Interestingly, Fidel Castro had actually applied to Harvard Law School in 1948. This was brought to light by Harvard’s Arts and Sciences Dean, Mc George Bundy, (later to serve as JFK’s National Security Advisor.) “Caught up in the exuberance of the event,” continues the Harvard Law Forum, “Harvard Dean, Mc George Bundy, declared that Harvard was ready to make amends for its mistake in 1948.‘I’ve decided to admit him!’ declared Dean Bundy.”
“VIVA FIDEL!” The Dean’s quip again brought the house down and shook the very roof. “VIVA FIDEL!” roared and cheered the cream of America’s law students (and their faculty.)
Alas, given the law of averages, an independent thinker was bound to pop up—even among ten thousand Harvard students and faculty. One such wiseacre brought up the questionable legal procedures preceding those hundreds of executions in Cuba.
“If the defendant has a right to appeal,” answered Castro, “then so do the people! And don’t forget, Cuba’s is the only people’s revolution in Latin America!”

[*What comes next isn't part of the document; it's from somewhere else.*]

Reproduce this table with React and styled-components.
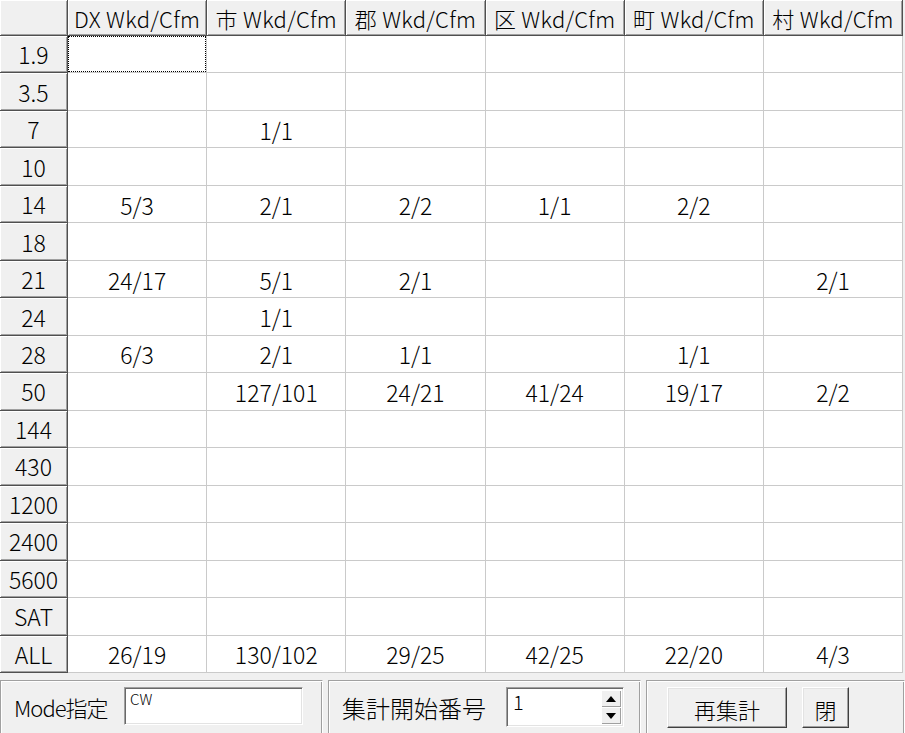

“VIVA FIDEL!—VIVA FIDEL!” Well, this assembly of America’s most nimble verbal gladiators went absolutely apes**t over the Castro’s brilliant riposte. They erupted again, roaring and whooping at the mass-murderer’s incontestable rejoinder. This creme de la creme of America’s most cunning ratiocinators found the Stalinist’s logic not only perfectly airtight but positively dazzling in its ingenuity and completely sound in its principle of justice. A delirious pandemonium swept the hall as America’s most ingenious and best-tutored law students (along with their tutors) went absolutely berserk with veneration and joy at this point-blank elucidation of Castroite justice.
Similar receptions had come at the National Press Club, Overseas Press Club, United Nations, and on Meet the Press.
Not ONE heckler from among America’s brightest and cheekiest college kids. Not ONE rebuttal from America’s biggest assemblies of its top journalists. Not ONE snigger or frown from the top cut of America’s adversarial press. Not ONE raised eyebrow or snicker from the nations’ most hard-boiled investigative reporters.
So let’s be fair: why pick on Sean Penn?